Implementation Roadmap for Post-Merger ERP Harmonization
- Phase 1: Stabilize day-one operations by securing financial close, invoicing, payroll dependencies, user access, and minimum viable reporting across acquired entities.
- Phase 2: Define the target operating model, including global process standards for order-to-cash, procure-to-pay, record-to-report, project accounting, resource management, and master data ownership.
- Phase 3: Build the integration architecture using APIs and middleware for CRM, HR, payroll, expense tools, collaboration platforms, and legacy systems that must temporarily coexist.
- Phase 4: Execute data migration in waves, prioritizing chart of accounts mapping, customer and vendor masters, open projects, contracts, time entries, and historical financial balances.
- Phase 5: Roll out harmonized workflows, controls, dashboards, and shared services capabilities, then retire redundant applications in a controlled sequence.
- Phase 6: Optimize with AI, advanced analytics, forecasting, and continuous governance reviews to support future acquisitions and process maturity.
This roadmap works best when supported by a dedicated integration management office, executive steering committee, and process owners from finance, delivery, HR, procurement, and IT. Organizations should define clear decision rights early. For example, local business units may retain authority over client delivery methods during transition, while corporate finance owns accounting policy, close calendars, and master data standards. Without this governance model, ERP design decisions often become delayed by organizational ambiguity rather than technical complexity.
Governance, Security, and Scalability Considerations
Governance is a primary success factor in M&A ERP programs. The combined organization should establish a process council, data governance board, and architecture review function. These groups should approve standard process variants, data definitions, integration patterns, and exception handling. A common failure pattern is allowing each acquired entity to preserve unique approval logic, project codes, or reporting structures indefinitely. That approach reduces short-term resistance but undermines long-term harmonization and analytics quality.
Security design should begin before migration. Identity and access management should align with the future organizational model, not the legacy one. Role-based access control, segregation of duties, audit logging, privileged access monitoring, and legal-entity-aware permissions are especially important in professional services firms handling confidential client data, regulated contracts, and sensitive employee information. Encryption in transit and at rest is expected, but equally important are environment segregation, secure integration credentials, and disciplined change management across production and non-production tenants.
Scalability should be evaluated in three layers: business scalability, technical scalability, and governance scalability. Business scalability means the ERP can support new legal entities, service lines, and billing models without redesign. Technical scalability means reporting, integrations, and transaction processing remain stable as volume grows. Governance scalability means the organization can onboard future acquisitions using repeatable templates, controls, and training assets. Many firms underestimate the third dimension, even though it often determines whether the ERP remains manageable after multiple deals.

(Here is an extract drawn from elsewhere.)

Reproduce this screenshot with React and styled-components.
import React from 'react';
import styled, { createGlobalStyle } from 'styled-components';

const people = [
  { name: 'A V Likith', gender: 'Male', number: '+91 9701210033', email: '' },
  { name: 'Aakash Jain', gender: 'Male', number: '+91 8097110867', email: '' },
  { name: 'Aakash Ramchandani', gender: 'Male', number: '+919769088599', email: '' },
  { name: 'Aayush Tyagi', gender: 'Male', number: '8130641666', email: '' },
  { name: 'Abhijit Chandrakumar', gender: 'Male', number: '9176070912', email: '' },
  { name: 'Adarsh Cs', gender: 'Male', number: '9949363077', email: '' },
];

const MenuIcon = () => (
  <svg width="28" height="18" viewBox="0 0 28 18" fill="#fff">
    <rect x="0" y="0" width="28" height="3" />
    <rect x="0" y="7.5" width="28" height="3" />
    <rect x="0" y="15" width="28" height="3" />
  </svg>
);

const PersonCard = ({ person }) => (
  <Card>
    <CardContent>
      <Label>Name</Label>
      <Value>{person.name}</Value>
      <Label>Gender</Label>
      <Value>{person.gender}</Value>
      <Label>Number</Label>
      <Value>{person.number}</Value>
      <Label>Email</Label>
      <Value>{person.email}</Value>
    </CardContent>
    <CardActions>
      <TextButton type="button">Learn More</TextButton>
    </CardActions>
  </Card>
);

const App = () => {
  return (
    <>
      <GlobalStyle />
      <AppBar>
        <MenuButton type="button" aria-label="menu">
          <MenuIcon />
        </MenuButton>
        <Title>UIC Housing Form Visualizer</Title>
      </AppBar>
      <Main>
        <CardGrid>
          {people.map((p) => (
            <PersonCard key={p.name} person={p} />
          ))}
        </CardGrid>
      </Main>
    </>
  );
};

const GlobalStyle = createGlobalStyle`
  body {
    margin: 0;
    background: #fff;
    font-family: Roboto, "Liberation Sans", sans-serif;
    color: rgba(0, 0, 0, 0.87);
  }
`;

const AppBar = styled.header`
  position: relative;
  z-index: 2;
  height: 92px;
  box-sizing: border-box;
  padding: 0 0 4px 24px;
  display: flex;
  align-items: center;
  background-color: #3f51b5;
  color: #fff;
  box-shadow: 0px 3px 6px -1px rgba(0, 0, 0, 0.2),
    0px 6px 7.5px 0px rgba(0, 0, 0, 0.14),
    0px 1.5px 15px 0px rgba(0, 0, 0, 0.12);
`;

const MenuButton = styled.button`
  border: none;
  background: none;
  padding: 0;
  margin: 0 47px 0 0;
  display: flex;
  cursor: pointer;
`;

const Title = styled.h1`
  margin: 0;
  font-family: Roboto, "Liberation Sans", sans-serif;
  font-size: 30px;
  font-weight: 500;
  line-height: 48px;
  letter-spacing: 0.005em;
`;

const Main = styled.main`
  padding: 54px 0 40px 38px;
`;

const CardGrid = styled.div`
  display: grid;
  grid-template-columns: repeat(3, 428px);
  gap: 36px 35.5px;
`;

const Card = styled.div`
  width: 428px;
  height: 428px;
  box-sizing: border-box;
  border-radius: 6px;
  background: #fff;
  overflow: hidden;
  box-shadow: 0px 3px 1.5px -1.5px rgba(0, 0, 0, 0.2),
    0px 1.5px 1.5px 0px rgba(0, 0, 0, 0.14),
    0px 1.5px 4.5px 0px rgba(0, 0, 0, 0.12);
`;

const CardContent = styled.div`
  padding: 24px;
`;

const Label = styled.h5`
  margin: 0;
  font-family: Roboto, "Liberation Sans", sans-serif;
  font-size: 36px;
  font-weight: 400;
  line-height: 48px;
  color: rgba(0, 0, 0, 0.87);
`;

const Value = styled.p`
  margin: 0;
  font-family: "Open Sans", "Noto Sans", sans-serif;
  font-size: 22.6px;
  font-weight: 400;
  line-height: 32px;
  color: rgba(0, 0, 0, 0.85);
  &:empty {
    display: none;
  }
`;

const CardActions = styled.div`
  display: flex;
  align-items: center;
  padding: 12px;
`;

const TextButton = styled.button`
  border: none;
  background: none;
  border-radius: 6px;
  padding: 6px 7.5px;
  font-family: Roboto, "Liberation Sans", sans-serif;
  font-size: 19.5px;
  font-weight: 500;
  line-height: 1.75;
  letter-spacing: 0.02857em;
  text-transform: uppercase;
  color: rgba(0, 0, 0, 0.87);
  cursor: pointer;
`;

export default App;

Migration Guidance, AI Opportunities, Best Practices, and Executive Recommendations
Migration should follow a business-priority sequence rather than a purely technical one. Start with legal entity structures, chart of accounts mapping, tax configuration, customer and supplier masters, open receivables and payables, active projects, contract terms, and billing rules. Historical detail can be migrated selectively based on audit, reporting, and operational needs. For many acquirers, a hybrid approach is practical: migrate balances and active operational records into the new ERP while retaining legacy systems in read-only mode for historical reference during a defined retention period.
AI opportunities in this context are increasingly practical. Machine learning can support cash forecasting, revenue prediction, anomaly detection in expenses and timesheets, duplicate vendor identification, and project margin risk alerts. Generative AI can assist with policy search, user support, and narrative reporting for executives, provided governance controls are in place for data access and output validation. AI should not be treated as a substitute for process discipline. It delivers the most value after master data, workflow consistency, and reporting definitions have been standardized.

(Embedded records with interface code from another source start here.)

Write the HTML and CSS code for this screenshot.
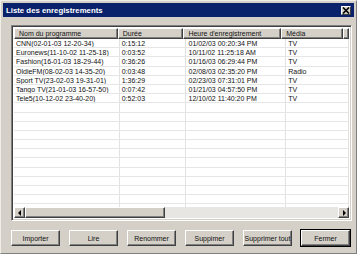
FILE: index.html
```html
<!DOCTYPE html>
<html lang="fr">
<head>
    <meta charset="UTF-8">
    <title>Liste des enregistrements</title>
    <link rel="stylesheet" href="styles.css">
</head>
<body>
    <div class="dialog">
        <div class="titlebar">
            <span class="title">Liste des enregistrements</span>
            <span class="close-btn">
                <svg width="8" height="7" viewBox="0 0 8 7">
                    <path d="M1 0.5 L7 6.5 M7 0.5 L1 6.5" stroke="#000" stroke-width="1.6"/>
                </svg>
            </span>
        </div>

        <div class="listview">
            <div class="rows">
                <div class="row header">
                    <div class="cell c1">Nom du programme</div>
                    <div class="cell c2">Durée</div>
                    <div class="cell c3">Heure d'enregistrement</div>
                    <div class="cell c4">Média</div>
                    <div class="cell c5"></div>
                </div>
                <div class="row"><div class="cell c1">CNN(02-01-03 12-20-34)</div><div class="cell c2">0:15:12</div><div class="cell c3">01/02/03 00:20:34 PM</div><div class="cell c4">TV</div></div>
                <div class="row"><div class="cell c1">Euronews(11-10-02 11-25-18)</div><div class="cell c2">0:03:52</div><div class="cell c3">10/11/02 11:25:18 AM</div><div class="cell c4">TV</div></div>
                <div class="row"><div class="cell c1">Fashion(16-01-03 18-29-44)</div><div class="cell c2">0:36:26</div><div class="cell c3">01/16/03 06:29:44 PM</div><div class="cell c4">TV</div></div>
                <div class="row"><div class="cell c1">OldieFM(08-02-03 14-35-20)</div><div class="cell c2">0:03:48</div><div class="cell c3">02/08/03 02:35:20 PM</div><div class="cell c4">Radio</div></div>
                <div class="row"><div class="cell c1">Sport TV(23-02-03 19-31-01)</div><div class="cell c2">1:36:29</div><div class="cell c3">02/23/03 07:31:01 PM</div><div class="cell c4">TV</div></div>
                <div class="row"><div class="cell c1">Tango TV(21-01-03 16-57-50)</div><div class="cell c2">0:07:42</div><div class="cell c3">01/21/03 04:57:50 PM</div><div class="cell c4">TV</div></div>
                <div class="row"><div class="cell c1">Tele5(10-12-02 23-40-20)</div><div class="cell c2">0:52:03</div><div class="cell c3">12/10/02 11:40:20 PM</div><div class="cell c4">TV</div></div>
                <div class="row"><div class="cell c1"></div><div class="cell c2"></div><div class="cell c3"></div><div class="cell c4"></div></div>
                <div class="row"><div class="cell c1"></div><div class="cell c2"></div><div class="cell c3"></div><div class="cell c4"></div></div>
                <div class="row"><div class="cell c1"></div><div class="cell c2"></div><div class="cell c3"></div><div class="cell c4"></div></div>
                <div class="row"><div class="cell c1"></div><div class="cell c2"></div><div class="cell c3"></div><div class="cell c4"></div></div>
                <div class="row"><div class="cell c1"></div><div class="cell c2"></div><div class="cell c3"></div><div class="cell c4"></div></div>
                <div class="row"><div class="cell c1"></div><div class="cell c2"></div><div class="cell c3"></div><div class="cell c4"></div></div>
                <div class="row"><div class="cell c1"></div><div class="cell c2"></div><div class="cell c3"></div><div class="cell c4"></div></div>
                <div class="row"><div class="cell c1"></div><div class="cell c2"></div><div class="cell c3"></div><div class="cell c4"></div></div>
                <div class="row"><div class="cell c1"></div><div class="cell c2"></div><div class="cell c3"></div><div class="cell c4"></div></div>
                <div class="row"><div class="cell c1"></div><div class="cell c2"></div><div class="cell c3"></div><div class="cell c4"></div></div>
                <div class="row"><div class="cell c1"></div><div class="cell c2"></div><div class="cell c3"></div><div class="cell c4"></div></div>
                <div class="row"><div class="cell c1"></div><div class="cell c2"></div><div class="cell c3"></div><div class="cell c4"></div></div>
                <div class="row"><div class="cell c1"></div><div class="cell c2"></div><div class="cell c3"></div><div class="cell c4"></div></div>
            </div>
            <div class="hscroll">
                <span class="sb-btn">
                    <svg width="4" height="6" viewBox="0 0 4 6"><path d="M3 0 L0 3 L3 6 Z" fill="#000"/></svg>
                </span>
                <span class="sb-thumb"></span>
                <span class="sb-track"></span>
                <span class="sb-btn">
                    <svg width="4" height="6" viewBox="0 0 4 6"><path d="M1 0 L4 3 L1 6 Z" fill="#000"/></svg>
                </span>
            </div>
        </div>

        <div class="buttons">
            <button>Importer</button>
            <button>Lire</button>
            <button>Renommer</button>
            <button>Suppimer</button>
            <button>Supprimer tout</button>
            <button class="default">Fermer</button>
        </div>
    </div>
</body>
</html>
```

FILE: styles.css
```css
body {
    margin: 0;
    padding: 0;
    width: 357px;
    height: 254px;
    overflow: hidden;
    background-color: #d4d0c8;
    font-family: "Liberation Sans", Arial, sans-serif;
    font-size: 7px;
    color: #111;
}

.dialog {
    width: 357px;
    height: 254px;
    box-sizing: border-box;
    border-top: 1px solid #f0eee9;
    border-left: 1px solid #f0eee9;
    border-right: 1px solid #808080;
    border-bottom: 1px solid #808080;
    padding: 2px 2px 0 2px;
    display: flex;
    flex-direction: column;
}

.titlebar {
    height: 14px;
    background-color: #0a216b;
    display: flex;
    align-items: center;
    justify-content: space-between;
    padding: 0 3px 0 3px;
}

.title {
    color: #fff;
    font-weight: bold;
    font-size: 7.8px;
}

.close-btn {
    width: 10px;
    height: 9px;
    box-sizing: border-box;
    background-color: #d4d0c8;
    border-top: 1px solid #fff;
    border-left: 1px solid #fff;
    border-right: 1px solid #404040;
    border-bottom: 1px solid #404040;
    display: flex;
    align-items: center;
    justify-content: center;
}

.listview {
    margin: 8px 2px 0 8px;
    height: 196px;
    box-sizing: border-box;
    border-top: 1px solid #808080;
    border-left: 1px solid #808080;
    border-right: 1px solid #fff;
    border-bottom: 1px solid #fff;
    box-shadow: inset 1px 1px 0 #404040, inset -1px -1px 0 #d4d0c8;
    background-color: #fff;
    padding: 2px;
    display: flex;
    flex-direction: column;
    overflow: hidden;
}

.rows {
    flex: 1;
    overflow: hidden;
}

.row {
    display: flex;
    height: 9.2px;
    line-height: 9.2px;
    border-bottom: 1px solid #e6e6e6;
    box-sizing: border-box;
}

.row.header {
    height: 11px;
    line-height: 10px;
    border-bottom: none;
    background-color: #d4d0c8;
}

.cell {
    white-space: nowrap;
    overflow: hidden;
    box-sizing: border-box;
    padding-left: 2px;
    border-right: 1px solid #e2e2e2;
}

.header .cell {
    padding-left: 4px;
    border-top: 1px solid #fff;
    border-left: 1px solid #fff;
    border-right: 1px solid #404040;
    border-bottom: 1px solid #404040;
    box-shadow: inset -1px -1px 0 #808080;
}

.c1 { width: 106px; }
.c2 { width: 67px; }
.c3 { width: 100px; }
.c4 { width: 63px; }
.c5 { flex: 1; }

.hscroll {
    height: 11px;
    display: flex;
    background-color: #e8e6e2;
}

.sb-btn,
.sb-thumb {
    box-sizing: border-box;
    background-color: #d4d0c8;
    border-top: 1px solid #fff;
    border-left: 1px solid #fff;
    border-right: 1px solid #404040;
    border-bottom: 1px solid #404040;
    box-shadow: inset -1px -1px 0 #808080;
}

.sb-btn {
    width: 11px;
    display: flex;
    align-items: center;
    justify-content: center;
}

.sb-thumb {
    width: 140px;
}

.sb-track {
    flex: 1;
}

.buttons {
    display: flex;
    justify-content: space-between;
    margin: 9px 4px 0 8px;
}

button {
    width: 49px;
    height: 16px;
    padding: 0;
    font-family: "Liberation Sans", Arial, sans-serif;
    font-size: 7px;
    color: #111;
    background-color: #d4d0c8;
    border-top: 1px solid #fff;
    border-left: 1px solid #fff;
    border-right: 1px solid #404040;
    border-bottom: 1px solid #404040;
    box-shadow: inset -1px -1px 0 #808080;
    white-space: nowrap;
}

button.default {
    outline: 1px solid #000;
}
```
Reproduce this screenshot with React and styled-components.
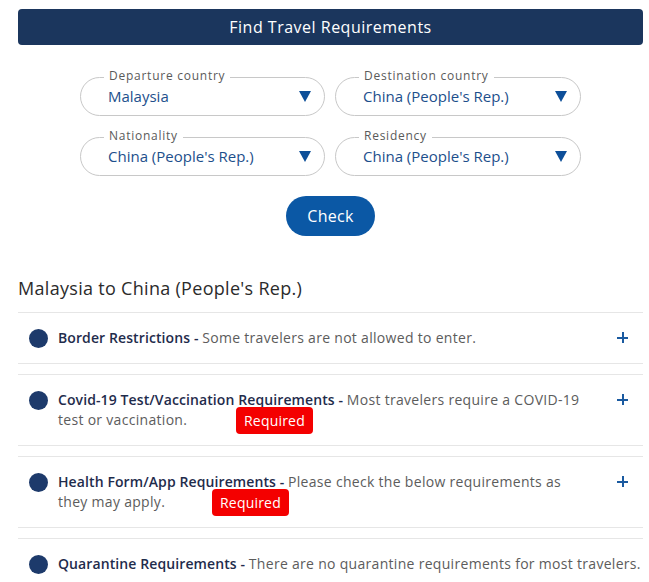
import styled, { createGlobalStyle } from 'styled-components';

const GlobalStyle = createGlobalStyle`
  body {
    margin: 0;
    background: #fff;
    font-family: "Open Sans", "Liberation Sans", sans-serif;
  }
`;

const Page = styled.div`
  padding: 9px 6px 0 18px;
`;

const TitleBar = styled.div`
  height: 36px;
  border-radius: 4px;
  background: #1b365d;
  color: #fff;
  font-size: 16px;
  letter-spacing: 0.5px;
  display: flex;
  align-items: center;
  justify-content: center;
`;

const Form = styled.div`
  width: 501px;
  margin: 32px auto 0;
  display: grid;
  grid-template-columns: 245px 246px;
  column-gap: 10px;
  row-gap: 21px;
`;

const Field = styled.div`
  position: relative;
  height: 39px;
  border: 1px solid #c8c8c8;
  border-radius: 20px;
  box-sizing: border-box;
  display: flex;
  align-items: center;
  padding: 0 13px 0 27px;
`;

const Label = styled.span`
  position: absolute;
  top: -10px;
  left: 23px;
  padding: 0 5px;
  background: #fff;
  font-size: 12px;
  line-height: 16px;
  letter-spacing: 0.75px;
  color: #5a5a5a;
`;

const Value = styled.span`
  flex: 1;
  font-size: 15px;
  color: #1d4f8c;
  margin-top: -1px;
`;

const Arrow = styled.span`
  width: 0;
  height: 0;
  border-left: 6px solid transparent;
  border-right: 6px solid transparent;
  border-top: 11px solid #0d4f99;
`;

const ButtonRow = styled.div`
  display: flex;
  justify-content: center;
  margin-top: 20px;
`;

const CheckButton = styled.button`
  width: 89px;
  height: 40px;
  border: none;
  border-radius: 20px;
  background: #0b58a5;
  color: #fff;
  font-family: inherit;
  font-size: 16px;
  letter-spacing: 0.3px;
`;

const Heading = styled.h2`
  margin: 40px 0 12px;
  font-size: 18px;
  font-weight: 400;
  line-height: 24px;
  letter-spacing: 0.3px;
  color: #2b2b2b;
`;

const List = styled.div`
  display: flex;
  flex-direction: column;
  gap: 10px;
`;

const Item = styled.div`
  position: relative;
  border-top: 1px solid #e6e6e6;
  border-bottom: 1px solid #e6e6e6;
  padding: 15px 15px 15px 11px;
  display: flex;
  align-items: flex-start;
`;

const Bullet = styled.span`
  flex: none;
  width: 19px;
  height: 19px;
  margin-top: 1px;
  border-radius: 50%;
  background: #1d3a6b;
`;

const Text = styled.p`
  flex: 1;
  margin: 0 0 0 10px;
  padding-right: ${(p) => (p.$wide ? '0' : '30px')};
  font-size: 14px;
  line-height: 20px;
  letter-spacing: 0.3px;
  color: #5c5c5c;
  white-space: ${(p) => (p.$wide ? 'nowrap' : 'normal')};
`;

const Title = styled.span`
  font-weight: 600;
  letter-spacing: 0.1px;
  color: #1f2c4c;
`;

const Plus = styled.span`
  flex: none;
  position: relative;
  width: 11px;
  height: 11px;
  margin-top: 4px;

  &::before,
  &::after {
    content: '';
    position: absolute;
    background: #1a5aa0;
  }
  &::before {
    left: 0;
    right: 0;
    top: 4.5px;
    height: 2px;
  }
  &::after {
    top: 0;
    bottom: 0;
    left: 4.5px;
    width: 2px;
  }
`;

const Badge = styled.span`
  position: absolute;
  top: 32px;
  left: ${(p) => p.$left}px;
  height: 27px;
  padding: 0 8px;
  border-radius: 4px;
  background: #f40000;
  color: #fff;
  font-size: 14px;
  letter-spacing: 0.2px;
  display: flex;
  align-items: center;
`;

const fields = [
  { label: 'Departure country', value: 'Malaysia' },
  { label: 'Destination country', value: "China (People's Rep.)" },
  { label: 'Nationality', value: "China (People's Rep.)" },
  { label: 'Residency', value: "China (People's Rep.)" },
];

const items = [
  { title: 'Border Restrictions', text: 'Some travelers are not allowed to enter.' },
  {
    title: 'Covid-19 Test/Vaccination Requirements',
    text: 'Most travelers require a COVID-19 test or vaccination.',
    badge: 218,
  },
  {
    title: 'Health Form/App Requirements',
    text: 'Please check the below requirements as they may apply.',
    badge: 194,
  },
  {
    title: 'Quarantine Requirements',
    text: 'There are no quarantine requirements for most travelers.',
    wide: true,
  },
];

export default function App() {
  return (
    <Page>
      <GlobalStyle />
      <TitleBar>Find Travel Requirements</TitleBar>
      <Form>
        {fields.map((f) => (
          <Field key={f.label}>
            <Label>{f.label}</Label>
            <Value>{f.value}</Value>
            <Arrow />
          </Field>
        ))}
      </Form>
      <ButtonRow>
        <CheckButton>Check</CheckButton>
      </ButtonRow>
      <Heading>Malaysia to China (People's Rep.)</Heading>
      <List>
        {items.map((it) => (
          <Item key={it.title}>
            <Bullet />
            <Text $wide={it.wide}>
              <Title>{it.title} - </Title>
              {it.text}
            </Text>
            {!it.wide && <Plus />}
            {it.badge && <Badge $left={it.badge}>Required</Badge>}
          </Item>
        ))}
      </List>
    </Page>
  );
}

- Best practices include using a canonical data model for customers, projects, resources, and legal entities; limiting customizations during the first post-merger release; and defining KPI ownership before dashboard development begins.
- Use integration patterns that support coexistence, because acquired firms rarely move all systems at once. API-first design and middleware observability reduce cutover risk and simplify future acquisitions.
- Adopt a template-based rollout model with standard configurations for finance, approvals, project structures, and reporting. Allow exceptions only through formal governance review.
- Invest in change management for project managers, finance teams, and practice leaders. In professional services firms, adoption risk is often operational rather than technical.
- Measure success through close cycle time, billing accuracy, utilization visibility, project margin consistency, and application rationalization progress, not just go-live dates.
Executive recommendations should be pragmatic. First, select the ERP based on the future operating model, not the loudest stakeholder preference or the incumbent system of the acquiring company. Second, separate day-one stabilization from long-term harmonization to reduce execution risk. Third, prioritize finance and project accounting integration because they drive visibility into post-deal performance. Fourth, establish governance early and enforce standard data definitions. Fifth, design for repeatability if additional acquisitions are expected. Looking ahead, future trends include deeper AI-assisted forecasting, more composable ERP architectures, stronger embedded analytics, and increased use of workflow automation to support shared services and continuous compliance. The organizations that benefit most from cloud ERP in M&A are usually those that treat the platform as an operating model enabler rather than a standalone IT project.